§ **EXERCISE OBJECTIVE**
Wherever the string "with" appears in the listing, copy that line.
= = =
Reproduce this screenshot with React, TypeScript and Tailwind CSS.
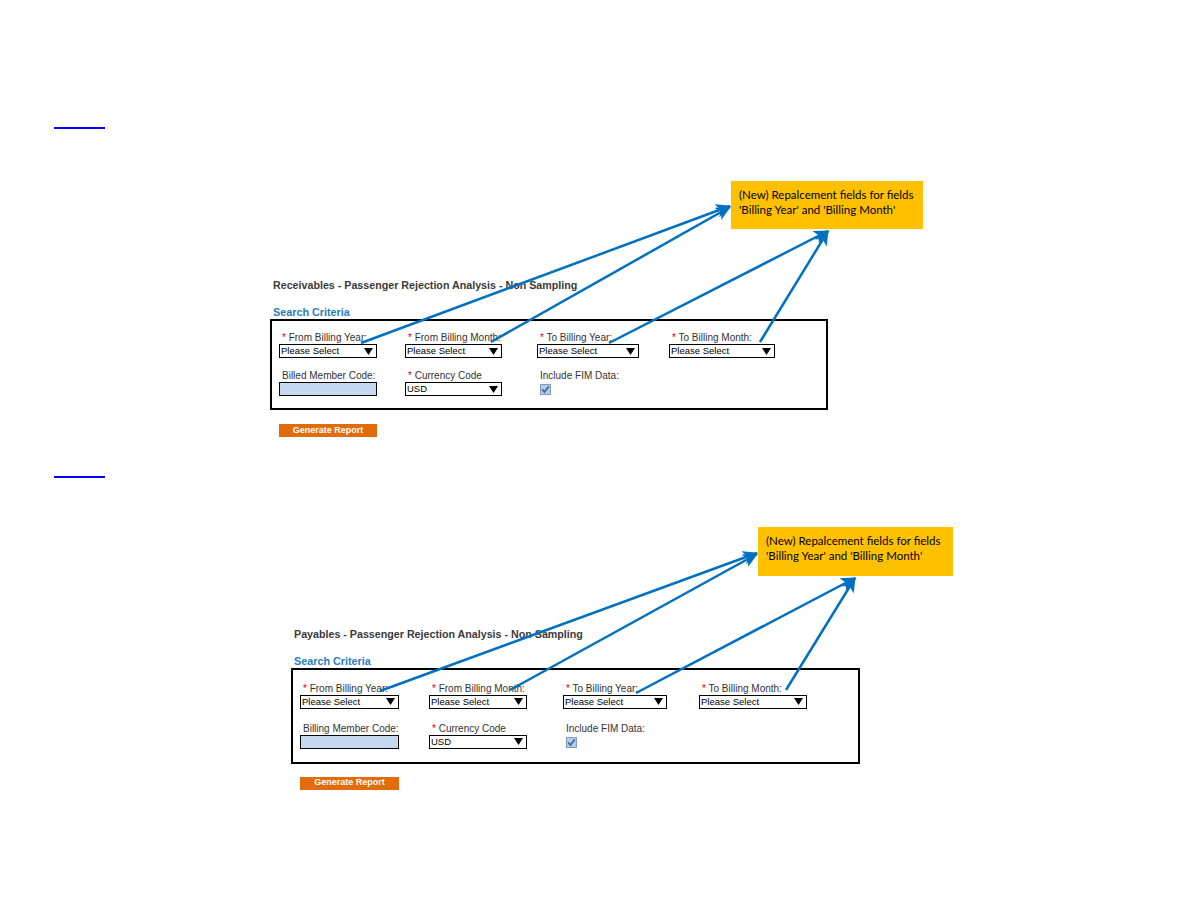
const arial = { fontFamily: '"Liberation Sans", Arial, sans-serif' };

type Col = { label: string; w: number };

function Select({ w, value }: { w: number; value: string }) {
  return (
    <div
      className="flex h-[14px] items-center justify-between border border-black bg-white pl-[1px] pr-[3px] text-[9.5px] leading-none text-black"
      style={{ width: w }}
    >
      <span>{value}</span>
      <svg width="9" height="7" viewBox="0 0 9 7">
        <path d="M0 0H9L4.5 7Z" fill="#000" />
      </svg>
    </div>
  );
}

function Label({ text, req }: { text: string; req?: boolean }) {
  return (
    <div className="h-[11px] whitespace-nowrap pl-[3px] text-[10px] leading-[11px] text-[#333]">
      {req && <span className="text-[#e00000]">* </span>}
      {text}
    </div>
  );
}

function Checkbox() {
  return (
    <svg width="11" height="11" viewBox="0 0 11 11" className="ml-[3px]">
      <rect x="0.5" y="0.5" width="10" height="10" fill="#b7cce6" stroke="#7f9db9" />
      <path d="M2.2 5.4L4.4 8L8.8 2.4" stroke="#3c6ea8" strokeWidth="1.8" fill="none" />
    </svg>
  );
}

function Report({
  title,
  memberLabel,
  boxW,
  boxH,
  cols,
  widths,
  padTop,
  rowGap,
  btnGap,
}: {
  title: string;
  memberLabel: string;
  boxW: number;
  boxH: number;
  cols: Col[];
  widths: string;
  padTop: number;
  rowGap: number;
  btnGap: number;
}) {
  return (
    <div style={arial}>
      <div className="h-[12px] whitespace-nowrap text-[10.7px] font-bold leading-[12px] text-[#3a3a3a]">{title}</div>
      <div className="mt-[15px] h-[12px] text-[10.8px] font-bold leading-[12px] text-[#2a7cc0]">Search Criteria</div>
      <div
        className="ml-[-3px] mt-[1px] border-2 border-black pl-[7px]"
        style={{ width: boxW, height: boxH, paddingTop: padTop }}
      >
        <div className={`grid ${widths}`}>
          {cols.map((c) => (
            <div key={c.label}>
              <Label text={c.label} req />
              <div className="mt-[1px]">
                <Select w={c.w} value="Please Select" />
              </div>
            </div>
          ))}
        </div>
        <div className={`grid ${widths}`} style={{ marginTop: rowGap }}>
          <div>
            <Label text={memberLabel} />
            <div className="mt-[1px] h-[14px] border border-black bg-[#c5d9f1]" style={{ width: cols[0].w }} />
          </div>
          <div>
            <Label text="Currency Code" req />
            <div className="mt-[1px]">
              <Select w={cols[1].w} value="USD" />
            </div>
          </div>
          <div>
            <Label text="Include FIM Data:" />
            <div className="mt-[3px]">
              <Checkbox />
            </div>
          </div>
        </div>
      </div>
      <div
        className="ml-[6px] flex h-[13px] items-center justify-center bg-[#e36c0a] text-[9px] font-bold text-white"
        style={{ width: cols[0].w, marginTop: btnGap }}
      >
        Generate Report
      </div>
    </div>
  );
}

function Callout() {
  return (
    <div
      className="h-full bg-[#ffc000] px-[8px] pt-[6px] text-[11.5px] leading-[15px] text-black"
      style={{ fontFamily: 'Lato, "Open Sans", sans-serif' }}
    >
      (New) Repalcement fields for fields
      <br />
      'Billing Year' and 'Billing Month'
    </div>
  );
}

const arrows: [number, number, number, number][] = [
  [361, 343, 730, 206],
  [491, 342, 730, 207],
  [609, 343, 828, 231],
  [760, 342, 828, 231],
  [380, 691, 757, 553],
  [510, 690, 757, 554],
  [636, 693, 855, 578],
  [786, 690, 855, 578],
];

export default function App() {
  return (
    <div className="relative h-[918px] w-[1188px] overflow-hidden bg-white">
      <div className="ml-[54px] mt-[127px] h-[2px] w-[51px] bg-[#0000ff]" />

      <div className="ml-[731px] mt-[52px] h-[48px] w-[192px]">
        <Callout />
      </div>
      <div className="ml-[273px] mt-[50px]">
        <Report
          title="Receivables - Passenger Rejection Analysis - Non Sampling"
          memberLabel="Billed Member Code:"
          boxW={558}
          boxH={91}
          widths="grid-cols-[126px_132px_132px_auto]"
          padTop={11}
          rowGap={12}
          btnGap={14}
          cols={[
            { label: 'From Billing Year:', w: 98 },
            { label: 'From Billing Month:', w: 97 },
            { label: 'To Billing Year:', w: 102 },
            { label: 'To Billing Month:', w: 106 },
          ]}
        />
      </div>

      <div className="ml-[54px] mt-[39px] h-[1.5px] w-[51px] bg-[#0000ff]" />

      <div className="ml-[758px] mt-[49px] h-[49px] w-[195px]">
        <Callout />
      </div>
      <div className="ml-[294px] mt-[52px]">
        <Report
          title="Payables - Passenger Rejection Analysis - Non Sampling"
          memberLabel="Billing Member Code:"
          boxW={569}
          boxH={96}
          widths="grid-cols-[129px_134px_136px_auto]"
          padTop={13}
          rowGap={14}
          btnGap={13}
          cols={[
            { label: 'From Billing Year:', w: 99 },
            { label: 'From Billing Month:', w: 98 },
            { label: 'To Billing Year:', w: 104 },
            { label: 'To Billing Month:', w: 108 },
          ]}
        />
      </div>

      <svg className="pointer-events-none absolute inset-0" width="1188" height="918">
        <defs>
          <marker id="head" markerUnits="userSpaceOnUse" markerWidth="16" markerHeight="14" refX="14" refY="7" orient="auto">
            <path d="M0 0L15 7L0 14L4 7Z" fill="#0070c0" />
          </marker>
        </defs>
        {arrows.map(([x1, y1, x2, y2], i) => (
          <line key={i} x1={x1} y1={y1} x2={x2} y2={y2} stroke="#0070c0" strokeWidth="2.5" markerEnd="url(#head)" />
        ))}
      </svg>
    </div>
  );
}
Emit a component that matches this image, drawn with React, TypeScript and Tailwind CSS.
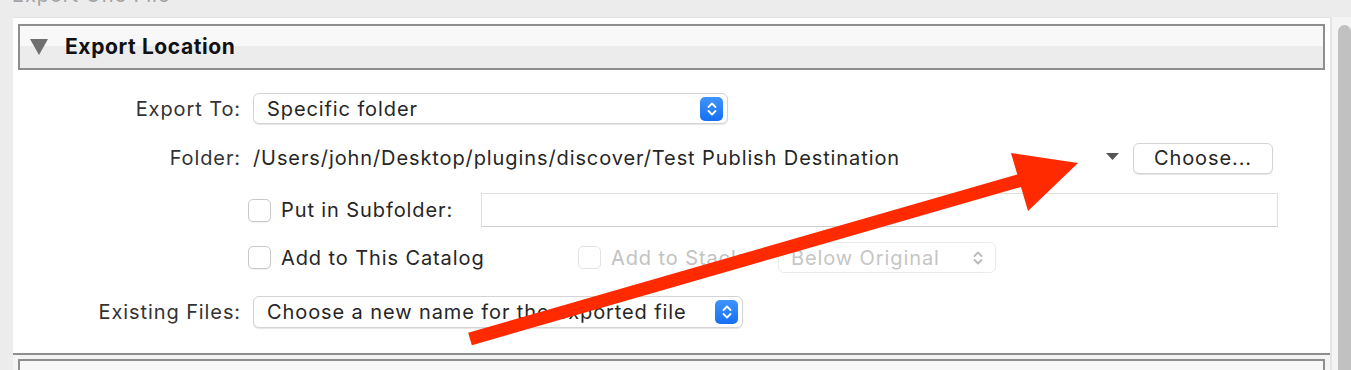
import React from 'react';

const font = { fontFamily: 'Inter, "Noto Sans", sans-serif' };

// blue up/down stepper that sits inside a popup button
const Stepper = ({ disabled }: { disabled?: boolean }) => (
  <div
    className={
      disabled
        ? 'w-[23px] h-[24px] flex items-center justify-center'
        : 'w-[23px] h-[24px] rounded-[5px] bg-[linear-gradient(#3f95fc,#1570f2)] flex items-center justify-center'
    }
  >
    <svg width="10" height="16" viewBox="0 0 10 16" fill="none">
      <path
        d="M1.5 6 L5 2.5 L8.5 6 M1.5 10 L5 13.5 L8.5 10"
        stroke={disabled ? '#b9b9b9' : '#ffffff'}
        strokeWidth="1.8"
        strokeLinecap="round"
        strokeLinejoin="round"
      />
    </svg>
  </div>
);

const Checkbox = ({ disabled }: { disabled?: boolean }) => (
  <div
    className={
      disabled
        ? 'w-[23px] h-[23px] shrink-0 rounded-[5px] border border-[#e3e3e3] bg-white'
        : 'w-[23px] h-[23px] shrink-0 rounded-[5px] border border-[#c9c9c9] bg-white shadow-[0_1px_1px_rgba(0,0,0,0.06)]'
    }
  />
);

const Label = ({ children }: { children: React.ReactNode }) => (
  <div className="w-[228px] shrink-0 text-right text-[#333333]">{children}</div>
);

export default function App() {
  return (
    <div
      className="relative w-[1351px] h-[370px] overflow-hidden bg-[#ececec] text-[20px] tracking-[0.9px] text-[#262626]"
      style={font}
    >
      {/* clipped dialog title */}
      <div className="h-[17px] pl-[12px] -mt-[20px] leading-[30px] text-[#a3a3a3]">Export One File</div>

      <div className="flex mt-[20px] h-[353px]">
        <div className="ml-[13px] w-[1317px] flex flex-col">
          {/* Export Location section */}
          <div className="shrink-0 bg-white h-[336px] pt-[6px] px-[5px] border-t border-[#e2e2e2]">
            <div className="h-[46px] border-2 border-[#8e8e8e] bg-[linear-gradient(#f8f8f8_0%,#f8f8f8_48%,#ececec_48%,#ececec_100%)] flex items-center">
              <svg width="18" height="16" viewBox="0 0 18 16" className="ml-[10px]">
                <polygon points="0,0 18,0 9,16" fill="#707070" />
              </svg>
              <span className="ml-[17px] font-bold text-[#111111] text-[21px] tracking-[0.6px]">Export Location</span>
            </div>

            <div className="mt-[23px] flex flex-col">
              {/* Export To */}
              <div className="h-[31px] flex items-center -ml-[5px]">
                <Label>Export To:</Label>
                <div className="ml-[12px] w-[475px] h-[31px] rounded-[6px] border border-[#d4d4d4] bg-white shadow-[0_1px_1px_rgba(0,0,0,0.1)] flex items-center pl-[13px] pr-[4px]">
                  <span className="flex-1">Specific folder</span>
                  <Stepper />
                </div>
              </div>

              {/* Folder */}
              <div className="mt-[18px] h-[32px] flex items-center -ml-[5px]">
                <Label>Folder:</Label>
                <span className="ml-[12px] w-[853px] shrink-0 whitespace-nowrap">/Users/john/Desktop/plugins/discover/Test Publish Destination</span>
                <svg width="13" height="8" viewBox="0 0 13 8" className="-mt-[2px]">
                  <polygon points="0,0 13,0 6.5,7" fill="#555555" />
                </svg>
                <div className="ml-[14px] w-[140px] h-[31px] rounded-[6px] border border-[#d4d4d4] bg-white shadow-[0_1px_1px_rgba(0,0,0,0.1)] flex items-center justify-center">
                  Choose...
                </div>
              </div>

              {/* Put in Subfolder */}
              <div className="mt-[19px] h-[34px] flex items-center pl-[230px]">
                <Checkbox />
                <span className="ml-[10px] w-[200px] shrink-0 whitespace-nowrap">Put in Subfolder:</span>
                <div className="w-[797px] h-[34px] border border-[#e0e0e0] border-b-[#cfcfcf] bg-white" />
              </div>

              {/* Add to This Catalog */}
              <div className="mt-[15px] h-[31px] flex items-center pl-[230px]">
                <Checkbox />
                <span className="ml-[10px] w-[297px] shrink-0 whitespace-nowrap">Add to This Catalog</span>
                <Checkbox disabled />
                <span className="ml-[10px] w-[167px] shrink-0 whitespace-nowrap text-[#c2c2c2]">Add to Stack:</span>
                <div className="w-[218px] h-[31px] rounded-[6px] border border-[#ebebeb] bg-white flex items-center pl-[12px] pr-[6px] text-[#c6c6c6]">
                  <span className="flex-1 whitespace-nowrap">Below Original</span>
                  <Stepper disabled />
                </div>
              </div>

              {/* Existing Files */}
              <div className="mt-[23px] h-[32px] flex items-center -ml-[5px]">
                <Label>Existing Files:</Label>
                <div className="ml-[12px] w-[490px] h-[32px] rounded-[6px] border border-[#d4d4d4] bg-white shadow-[0_1px_1px_rgba(0,0,0,0.1)] flex items-center pl-[13px] pr-[4px]">
                  <span className="flex-1 whitespace-nowrap">Choose a new name for the exported file</span>
                  <Stepper />
                </div>
              </div>
            </div>
          </div>

          {/* next section, cut off */}
          <div className="shrink-0 h-[40px] border-t-2 border-[#8e8e8e] bg-[#f4f4f4] pt-[4px] px-[5px]">
            <div className="h-[40px] border-2 border-[#8e8e8e] bg-[#f8f8f8]" />
          </div>
        </div>

        {/* scrollbar */}
        <div className="w-[21px] flex border-l-2 border-[#e4e4e4] bg-[#f4f4f4]">
          <div className="ml-[6px] mt-[8px] w-[13px] h-[400px] rounded-t-full bg-[#c1c1c1]" />
        </div>
      </div>

      {/* annotation arrow */}
      <svg className="absolute left-0 top-0 pointer-events-none" width="1351" height="370">
        <line x1="470" y1="339" x2="1032" y2="177" stroke="#ff2a00" strokeWidth="13" />
        <polygon points="1011,153 1078,163 1028,211" fill="#ff2a00" />
      </svg>
    </div>
  );
}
= = =
§ **RESULT**
Reproduce this screenshot with React, TypeScript and Tailwind CSS.
Emit a component that matches this image, drawn with React, TypeScript and Tailwind CSS.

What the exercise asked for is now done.